* **DO THIS**:
Repeat every record below exactly, leaving out the pictures.
<<<<
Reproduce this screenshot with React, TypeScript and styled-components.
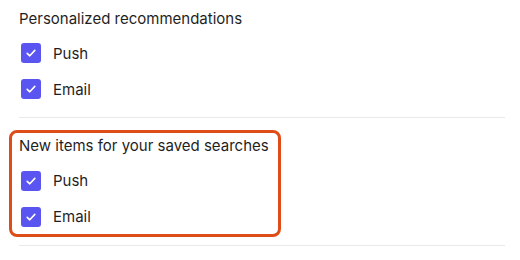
import React from "react";
import styled, { createGlobalStyle } from "styled-components";

const Global = createGlobalStyle`
  html, body { margin: 0; padding: 0; background: #ffffff; }
  body { font-family: Inter, "Noto Sans", sans-serif; color: #1f1f1f; }
  * { box-sizing: border-box; }
`;

const Page = styled.div`
  display: flex;
  flex-direction: column;
  width: 505px;
  padding-left: 19px;
`;

const Section = styled.section<{ $highlight?: boolean }>`
  display: flex;
  flex-direction: column;
  padding: ${(p) => (p.$highlight ? "1px 0 7px 7px" : "6.5px 0 18px 0")};
  ${(p) =>
    p.$highlight
      ? `
    margin: 12px 0 8px -10px;
    width: 272px;
    border: 3px solid #de4d17;
    border-radius: 8px;
  `
      : ""}
`;

const Divider = styled.hr`
  margin: 0;
  border: 0;
  height: 1px;
  background: #e9e9e9;
  width: 100%;
`;

const Title = styled.div`
  font-size: 15px;
  line-height: 24px;
  margin-bottom: 12.5px;
`;

const Options = styled.div`
  display: flex;
  flex-direction: column;
  gap: 16px;
`;

const Option = styled.label`
  display: flex;
  align-items: center;
  gap: 12px;
  height: 20px;
  font-size: 15px;
  padding-left: 2px;
`;

const Box = styled.span`
  width: 20px;
  height: 20px;
  border-radius: 3px;
  background: #5a55f0;
  display: flex;
  align-items: center;
  justify-content: center;
  flex-shrink: 0;
`;

const Check = () => (
  <Box>
    <svg width="12" height="12" viewBox="0 0 12 12" fill="none">
      <path d="M2.2 6.3 L4.8 8.8 L9.8 3.4" stroke="#ffffff" strokeWidth="1.6" strokeLinecap="round" strokeLinejoin="round" />
    </svg>
  </Box>
);

const groups = [
  { title: "Personalized recommendations", highlight: false },
  { title: "New items for your saved searches", highlight: true },
];

export default function App() {
  return (
    <>
      <Global />
      <Page>
        {groups.map((g) => (
          <React.Fragment key={g.title}>
            <Section $highlight={g.highlight}>
              <Title>{g.title}</Title>
              <Options>
                <Option><Check />Push</Option>
                <Option><Check />Email</Option>
              </Options>
            </Section>
            <Divider />
          </React.Fragment>
        ))}
      </Page>
    </>
  );
}
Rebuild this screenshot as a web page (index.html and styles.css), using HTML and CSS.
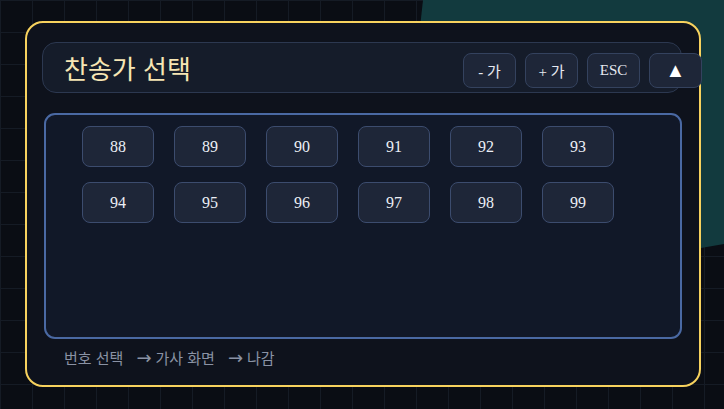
>>>>
* **TASK OUTPUT**:
Reproduce this screenshot with React, TypeScript and styled-components.
import React from "react";
import styled, { createGlobalStyle } from "styled-components";

const Global = createGlobalStyle`
  html, body { margin: 0; padding: 0; background: #ffffff; }
  body { font-family: Inter, "Noto Sans", sans-serif; color: #1f1f1f; }
  * { box-sizing: border-box; }
`;

const Page = styled.div`
  display: flex;
  flex-direction: column;
  width: 505px;
  padding-left: 19px;
`;

const Section = styled.section<{ $highlight?: boolean }>`
  display: flex;
  flex-direction: column;
  padding: ${(p) => (p.$highlight ? "1px 0 7px 7px" : "6.5px 0 18px 0")};
  ${(p) =>
    p.$highlight
      ? `
    margin: 12px 0 8px -10px;
    width: 272px;
    border: 3px solid #de4d17;
    border-radius: 8px;
  `
      : ""}
`;

const Divider = styled.hr`
  margin: 0;
  border: 0;
  height: 1px;
  background: #e9e9e9;
  width: 100%;
`;

const Title = styled.div`
  font-size: 15px;
  line-height: 24px;
  margin-bottom: 12.5px;
`;

const Options = styled.div`
  display: flex;
  flex-direction: column;
  gap: 16px;
`;

const Option = styled.label`
  display: flex;
  align-items: center;
  gap: 12px;
  height: 20px;
  font-size: 15px;
  padding-left: 2px;
`;

const Box = styled.span`
  width: 20px;
  height: 20px;
  border-radius: 3px;
  background: #5a55f0;
  display: flex;
  align-items: center;
  justify-content: center;
  flex-shrink: 0;
`;

const Check = () => (
  <Box>
    <svg width="12" height="12" viewBox="0 0 12 12" fill="none">
      <path d="M2.2 6.3 L4.8 8.8 L9.8 3.4" stroke="#ffffff" strokeWidth="1.6" strokeLinecap="round" strokeLinejoin="round" />
    </svg>
  </Box>
);

const groups = [
  { title: "Personalized recommendations", highlight: false },
  { title: "New items for your saved searches", highlight: true },
];

export default function App() {
  return (
    <>
      <Global />
      <Page>
        {groups.map((g) => (
          <React.Fragment key={g.title}>
            <Section $highlight={g.highlight}>
              <Title>{g.title}</Title>
              <Options>
                <Option><Check />Push</Option>
                <Option><Check />Email</Option>
              </Options>
            </Section>
            <Divider />
          </React.Fragment>
        ))}
      </Page>
    </>
  );
}
Rebuild this screenshot as a web page (index.html and styles.css), using HTML and CSS.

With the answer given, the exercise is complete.